Crassus’s scheme in Roll XVI further exposes the Republic’s underlying tensions and the role those tensions play in its collapse. Quintus’s gasp in the Subura tavern in Roll XVI, “Crassus is trying to buy the entire government!” (263), already marks a significant escalation of the bribery that has long plagued the system. As more details emerge, however, it becomes clear to Cicero that Crassus’s actions are an attempt to yoke the interests of a few elite individuals to those of the population at large, consolidating their own power via the mechanism of land reform: “[I]t is a coup d’état disguised as an agrarian reform bill! […] This commission of ten, led by Crassus and Caesar, will be the real masters of the country; […] And their domination at home will be maintained in perpetuity by the proceeds of extortion abroad” (277).


Cicero’s response is to expose the conspiracy in the In toga candida speech.
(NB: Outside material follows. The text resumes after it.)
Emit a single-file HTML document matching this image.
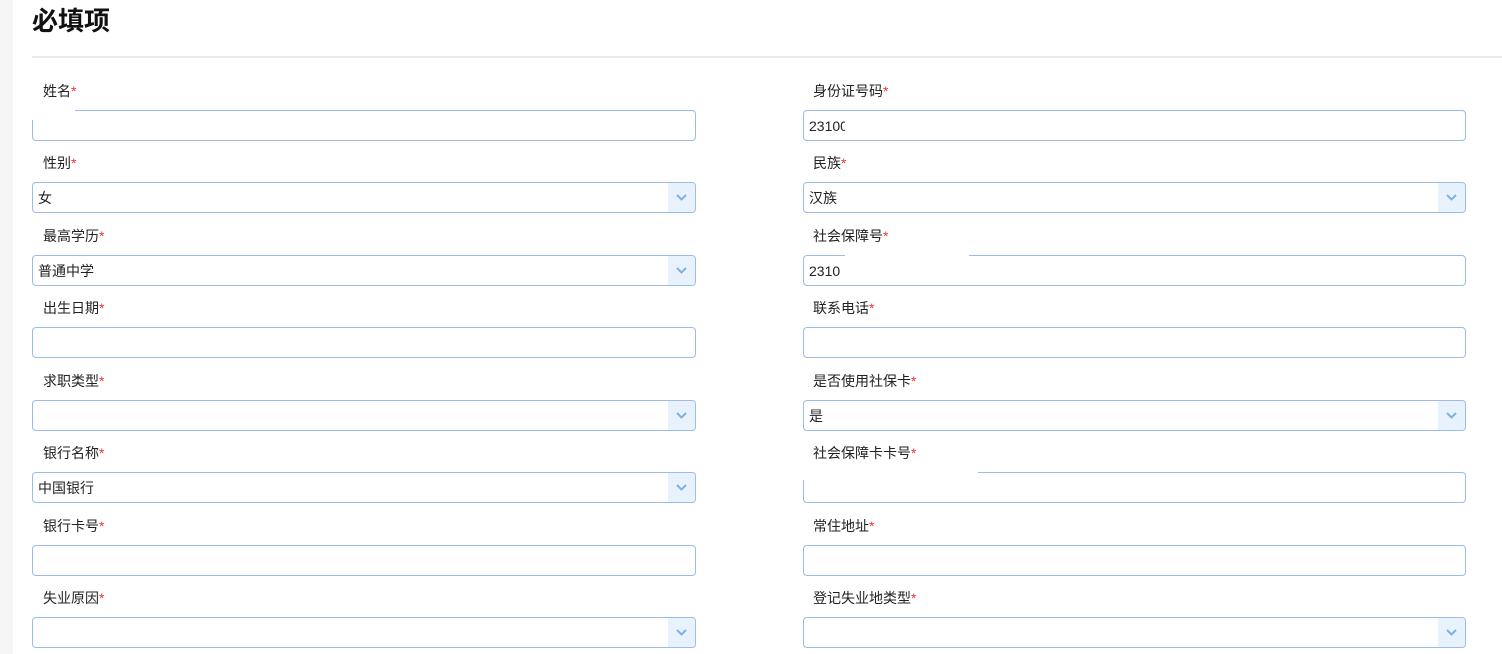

The exposure is itself a transaction; Cicero buys the aristocrats’ support for his consular campaign in revealing the scheme. While the novel does not excuse this, it suggests that the contradictions underpinning Roman democracy have placed Cicero, and the Republic itself, in an impossible position. With popular sentiment increasingly harnessed by demagogues, those seeking to preserve Rome’s republican traditions must ally themselves with a corrupt aristocracy, which in and of itself hastens the Republic’s demise.